Как профессиональный писатель, я не интересовался тайнами. Загадки и тайны — это истасканный сюжетный ход, притом что остросюжетные вещи предназначены для тупиц и ленивых умов. Посему я не интересовался ими и как читатель, просто захлопывая книгу, едва в ней обнаруживались какие-нибудь загадочные намеки. Кому охота, пусть сам тратит следующие три дня, мусоля страницу за страницей и строя догадки, чтобы в финале узнать тайну, которую и хранить-то не стоило. Но как мужчина я в этом вопросе сильно отличался от себя самого как писателя и как читателя. Как мужчина я подозревал некие тайны всякий раз, когда Ванесса, или ее мама, или обе вместе покидали дом. Как мужчина я с жадностью набрасывался на загадки, стремясь поскорее их разгадать. «Тайная измена» — эти слова сами по себе заставляли мое сердце биться в ускоренном ритме. Жизнь была бы слишком скучна, если бы воображение не подкармливало ее всевозможными подозрениями. В последнее время, однако, я чувствовал, что моему воображению требуется другая пища. Может, дело было в возрасте? Или отсутствие подозрений вполне естественно для мужчины, к которому уже не приходят и от которого более не уходят никакие женщины? Для сексуальных переживаний как минимум нужен секс. Справедливо и обратное: когда с тобой долго ничего не происходит, это освобождает тебя и от сопутствующих переживаний. Люди с незамутненным сознанием, как правило, попросту никогда не ступали на стезю сладострастия, на которой я некогда подвизался. Но теперь, проведя вне этой стези достаточно долгое время, я почувствовал, как мое сознание очищается, и в призрачно-бледном сиянии этой чистоты Ванесса и ее мама вдруг начали рисоваться мне в образе ангелов.

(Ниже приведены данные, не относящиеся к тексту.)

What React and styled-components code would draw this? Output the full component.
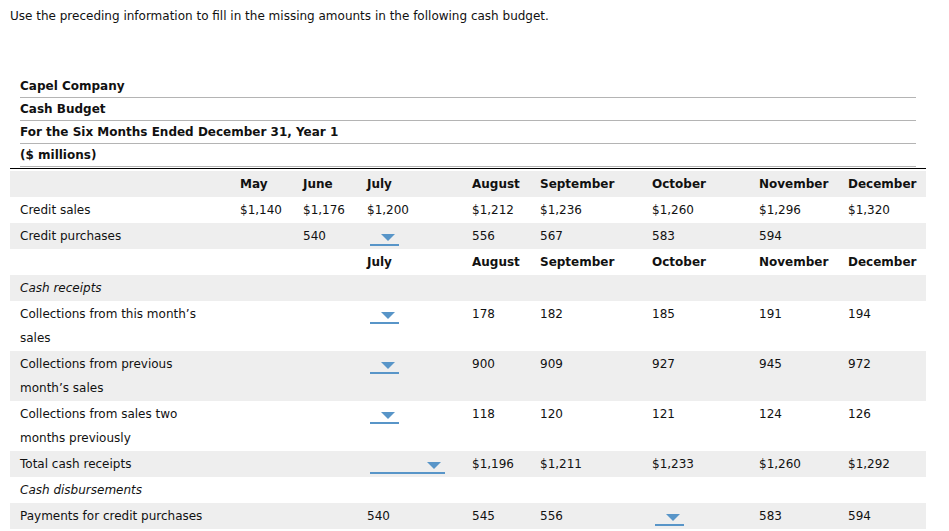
import React from 'react';
import styled, { createGlobalStyle } from 'styled-components';

const GlobalStyle = createGlobalStyle`
    body {
        margin: 0;
        background: #fff;
        font-family: 'DejaVu Sans', Verdana, sans-serif;
        font-size: 12px;
        color: #111;
    }
`;

const Page = styled.div`
    padding: 8px 10px;
    width: 916px;
`;

const Intro = styled.p`
    margin: 0;
    line-height: 16px;
`;

const TitleBlock = styled.div`
    margin: 51px 10px 0 10px;
`;

const TitleRow = styled.div`
    font-weight: bold;
    line-height: 22px;
    border-bottom: 1px solid #b4b4b4;
`;

const Rule = styled.div`
    margin-top: 1px;
    border-top: 1px solid #000;
    margin-bottom: 2px;
`;

const COLUMNS = '220px 63px 64px 105px 68px 112px 107px 89px 88px';

const Row = styled.div`
    display: grid;
    grid-template-columns: ${COLUMNS};
    align-items: start;
    padding: 1px 0;
    background: ${props => props.shaded ? '#eeeeee' : '#ffffff'};
    font-weight: ${props => props.bold ? 'bold' : 'normal'};
`;

const Label = styled.div`
    padding: 0 10px;
    line-height: 24px;
    font-style: ${props => props.italic ? 'italic' : 'normal'};
`;

const Cell = styled.div`
    padding-left: 10px;
    line-height: 24px;
    white-space: nowrap;
`;

const Dropdown = styled.div`
    position: relative;
    width: ${props => props.wide ? '75px' : '29px'};
    height: 22px;
    margin-left: 3px;
    border-bottom: 2px solid #5895c8;
    box-sizing: border-box;
    &::after {
        content: '';
        position: absolute;
        right: 4px;
        top: 10px;
        border-left: 7px solid transparent;
        border-right: 7px solid transparent;
        border-top: 7px solid #5895c8;
    }
`;

const DD = 'dd';
const DDW = 'ddw';

const rows = [
    { shaded: true, bold: true, cells: ['', 'May', 'June', 'July', 'August', 'September', 'October', 'November', 'December'] },
    { cells: ['Credit sales', '$1,140', '$1,176', '$1,200', '$1,212', '$1,236', '$1,260', '$1,296', '$1,320'] },
    { shaded: true, cells: ['Credit purchases', '', '540', DD, '556', '567', '583', '594', ''] },
    { bold: true, cells: ['', '', '', 'July', 'August', 'September', 'October', 'November', 'December'] },
    { shaded: true, italic: true, cells: ['Cash receipts'] },
    { cells: ['Collections from this month’s sales', '', '', DD, '178', '182', '185', '191', '194'] },
    { shaded: true, cells: ['Collections from previous month’s sales', '', '', DD, '900', '909', '927', '945', '972'] },
    { cells: ['Collections from sales two months previously', '', '', DD, '118', '120', '121', '124', '126'] },
    { shaded: true, cells: ['Total cash receipts', '', '', DDW, '$1,196', '$1,211', '$1,233', '$1,260', '$1,292'] },
    { italic: true, cells: ['Cash disbursements'] },
    { shaded: true, cells: ['Payments for credit purchases', '', '', '540', '545', '556', DD, '583', '594'] },
];

const renderValue = value => {
    if (value === DD) return <Dropdown />;
    if (value === DDW) return <Dropdown wide />;
    return value;
};

export default function App() {
    return (
        <Page>
            <GlobalStyle />
            <Intro>Use the preceding information to fill in the missing amounts in the following cash budget.</Intro>
            <TitleBlock>
                <TitleRow>Capel Company</TitleRow>
                <TitleRow>Cash Budget</TitleRow>
                <TitleRow>For the Six Months Ended December 31, Year 1</TitleRow>
                <TitleRow>($ millions)</TitleRow>
            </TitleBlock>
            <Rule />
            {rows.map((row, i) => (
                <Row key={i} shaded={row.shaded} bold={row.bold}>
                    <Label italic={row.italic}>{row.cells[0]}</Label>
                    {row.cells.slice(1).map((value, j) => (
                        <Cell key={j}>{renderValue(value)}</Cell>
                    ))}
                </Row>
            ))}
        </Page>
    );
}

Теперь, когда одна из них умирала, а другая находилась на противоположной стороне планеты, я стал задумываться вот о чем: что, если их ангельская доброта простиралась куда дальше заботы обо мне и Фрэнсисе? Что, если они так часто ездили в Натсфорд потому… допустим, потому, что Поппи, как Майкл Эзра, имела еще сына-инвалида, а у Ванессы, соответственно, был брат, содержавшийся в каком-нибудь местном пансионе или психиатрической клинике? Тогда все их отлучки (как и выбор Чешира в качестве места жительства) объяснялись трогательной заботой о сыне и брате. Это же печальное обстоятельство могло исподволь омрачать их отношения между собой, не говоря уж об их отношении ко мне. Я представил, как он там лежит годами и, еле ворочая непослушным языком, повторяет один и тот же вопрос про мартышек — как жуткое предвестие слабоумия его матери. Не это ли Поппи углядела в фильме своей дочери и не смогла ей простить? Может, именно этот понятный лишь им двоим намек — а не обвинение в сексуальном соперничестве и, уж конечно, не я — стал причиной их ссоры?
Оседлав раскрученную карусель предположений, я уже не хотел, да и не мог спрыгивать на полном ходу. Что, если их сын и брат после долгой и мучительной болезни скончался — возможно, на руках матери или сестры — и обеим женщинам осталось лишь сокрушаться об этой так и не прожитой толком жизни, которую они могли бы, наверное, сделать чуточку ярче и лучше, — об этой жизни, помимо прочего ставящей под сомнение их собственную генетическую состоятельность? Может, Поппи беспрестанно казнила себя из-за Роберта — назовем его Робертом — и задавалась вопросом: что было неправильного в ней самой, обусловив появление такой жуткой семейной аномалии? Может, именно Роберт — а не позирование обнаженной с виолончелью — был настоящей причиной ее разрыва с мистером Эйзенхауэром? Может, Ванесса также не могла простить себе тот стыд, который она испытывала из-за своего неполноценного брата? Они никогда не упоминали при мне о Роберте — это ли не явный признак стыда? Или они молчали из боязни, что я брошу их обеих и убегу подальше, узнав, какая дурная кровь течет в венах моих любимых женщин? Может, Ванесса закрывала глаза на мои попытки подкатить к ее матери (если она их все-таки замечала) потому, что, деля внимание между ними обеими, я заодно — хотя бы отчасти — делил между ними груз вины, стыда и страха? Как следствие всех этих размышлений, выходило, что я — подобно толстому черному пауку, удобно устроившемуся в центре сложной паутины взаимоотношений, или подобно шимпанзе Биглю, самодовольно сидящему посреди клетки и взирающему на свой багровый член, пока подруги-обезьяны выискивают блох в его шерсти, — что такой вот я был единственным членом нашей маленькой семьи, всегда и везде заботившимся исключительно о себе самом, и ни о ком больше?